Durante a nossa conversa, Tsepho disse que o casamento deles vem influenciando muita gente ao redor do continente. Isso porque muitas pessoas puderam superar o preconceito e enxergar o amor que existe nas comunidades gays das áreas rurais. Segundo ele, muitos jovens que pensavam em suicídio fortaleceram a sua esperança após tomarem ciência de sua união com Thoba.

– Eles nos aplaudiram pela bravura, mas isso não quer dizer que por causa de um casamento gay haverá aceitação na comunidade, o que ainda vai levar tempo… De qualquer forma, é preciso uma pessoa para dar um passo de coragem e enfraquecer esse estigma.

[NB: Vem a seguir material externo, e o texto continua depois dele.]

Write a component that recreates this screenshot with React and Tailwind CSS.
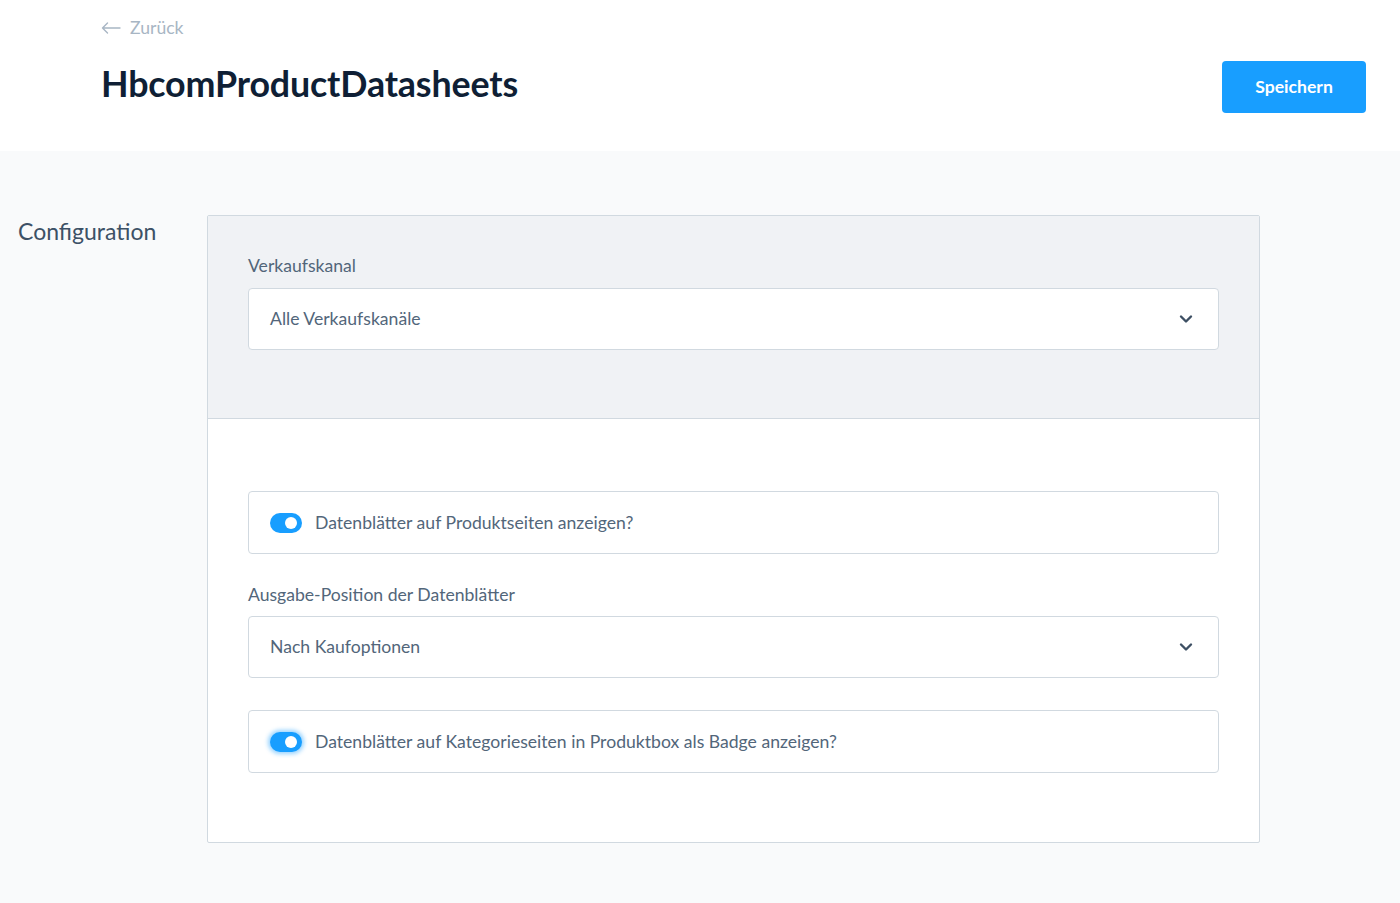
import React from 'react';

const font = { fontFamily: '"Lato", "Open Sans", sans-serif' };

const Chevron = () => (
    <svg width="16" height="16" viewBox="0 0 16 16" fill="none">
        <path d="M3 5.5l5 5 5-5" stroke="#3d4f63" strokeWidth="2.4" strokeLinecap="round" strokeLinejoin="round" />
    </svg>
);

const Select = ({ value }) => (
    <div className="h-[62px] bg-white border border-[#d1d9e0] rounded-[4px] flex items-center justify-between pl-[21px] pr-[24px]">
        <span className="text-[17.6px] leading-[24px] text-[#52667a]">{value}</span>
        <Chevron />
    </div>
);

const Toggle = ({ label, focused }) => (
    <div className="h-[63px] bg-white border border-[#d1d9e0] rounded-[4px] flex items-center pl-[21px] gap-[13px]">
        <div className={`w-[32px] h-[20px] rounded-full bg-[#189eff] flex items-center justify-end pr-[5px] ${focused ? 'shadow-[0_0_4px_2px_rgba(24,158,255,0.45)]' : ''}`}>
            <div className="w-[12px] h-[12px] rounded-full bg-white"></div>
        </div>
        <span className="text-[17.6px] leading-[24px] text-[#52667a]">{label}</span>
    </div>
);

export default function App() {
    return (
        <div className="min-h-[903px] bg-[#f9fafb]" style={font}>
            <header className="h-[151px] bg-white relative px-[101px] pt-[16px]">
                <div className="flex items-center gap-[9px] text-[17.6px] leading-[24px] text-[#a8b6c4]">
                    <svg width="20" height="12" viewBox="0 0 20 12" fill="none">
                        <path d="M19 6H1.5M6.5 1L1.5 6l5 5" stroke="#a8b6c4" strokeWidth="1.4" strokeLinecap="round" strokeLinejoin="round" />
                    </svg>
                    <span>Zurück</span>
                </div>
                <h1 className="mt-[22px] text-[35.8px] leading-[44px] font-bold text-[#0f1f35] tracking-[-0.15px]">HbcomProductDatasheets</h1>
                <button className="absolute left-[1222px] top-[61px] w-[144px] h-[52px] rounded-[4px] bg-[#189eff] text-white text-[17.6px] font-bold">
                    Speichern
                </button>
            </header>

            <main className="flex pt-[64px] pb-[61px]">
                <div className="w-[207px] pl-[18px] pt-[2px]">
                    <h2 className="text-[23px] leading-[28px] text-[#3d5166]">Configuration</h2>
                </div>
                <div className="w-[1053px] border border-[#d1d9e0] rounded-[2px] bg-white">
                    <section className="h-[203px] bg-[#f0f2f5] border-b border-[#d1d9e0] px-[40px] pt-[38px]">
                        <label className="block text-[17.6px] leading-[24px] text-[#52667a] mb-[10px]">Verkaufskanal</label>
                        <Select value="Alle Verkaufskanäle" />
                    </section>
                    <section className="px-[40px] pt-[72px] pb-[69px]">
                        <Toggle label="Datenblätter auf Produktseiten anzeigen?" />
                        <label className="block text-[17.6px] leading-[24px] text-[#52667a] mt-[29px] mb-[9px]">Ausgabe-Position der Datenblätter</label>
                        <Select value="Nach Kaufoptionen" />
                        <div className="mt-[32px]">
                            <Toggle label="Datenblätter auf Kategorieseiten in Produktbox als Badge anzeigen?" focused />
                        </div>
                    </section>
                </div>
            </main>
        </div>
    );
}
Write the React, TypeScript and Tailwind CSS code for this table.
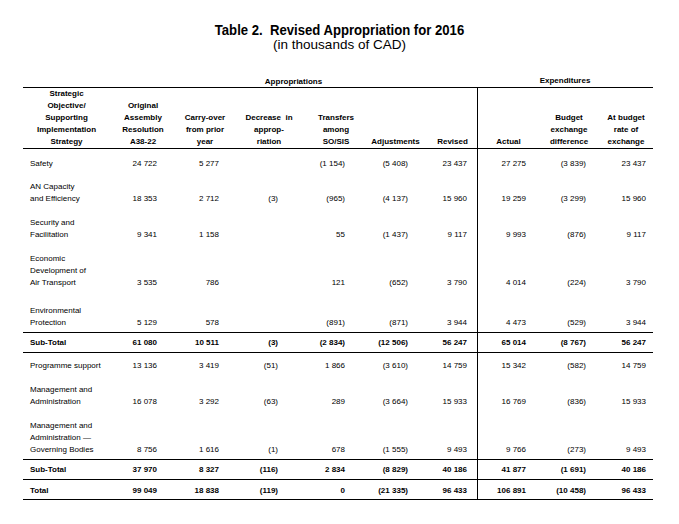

Thoba (esquerda) e Thsepo - Arquivo Pessoal Grande parte dos zulus pratica o cristianismo, mas há diferentes crenças que se comunicam com Deus através de seus ancestrais. A maioria das religiões considera a homossexualidade um pecado porque a sua aceitação enfraqueceria os valores familiares tradicionais essenciais para a nossa sociedade. Para os dois sul-africanos, isso confunde as crianças sobre os papéis de gênero e as expectativas da sociedade: somente um homem e uma mulher podem procriar.

– O estilo de vida gay não é algo a ser encorajado. Uma série de pesquisas mostra que essa união leva a uma expectativa de vida conturbada, distúrbios psicológicos e outros problemas. (Essa não é uma consequência da orientação sexual, da união homoafetiva, mas de toda a repressão e perseguição que os homossexuais sofrem na África, lembrando que, em muitas regiões, eles são obrigados a viver em guetos, escondidos da comunidade e da polícia). De qualquer forma, precisamos respeitar, compreender e aceitar a escolha do outro, seja na África ou em qualquer lugar do mundo – completou Thoba.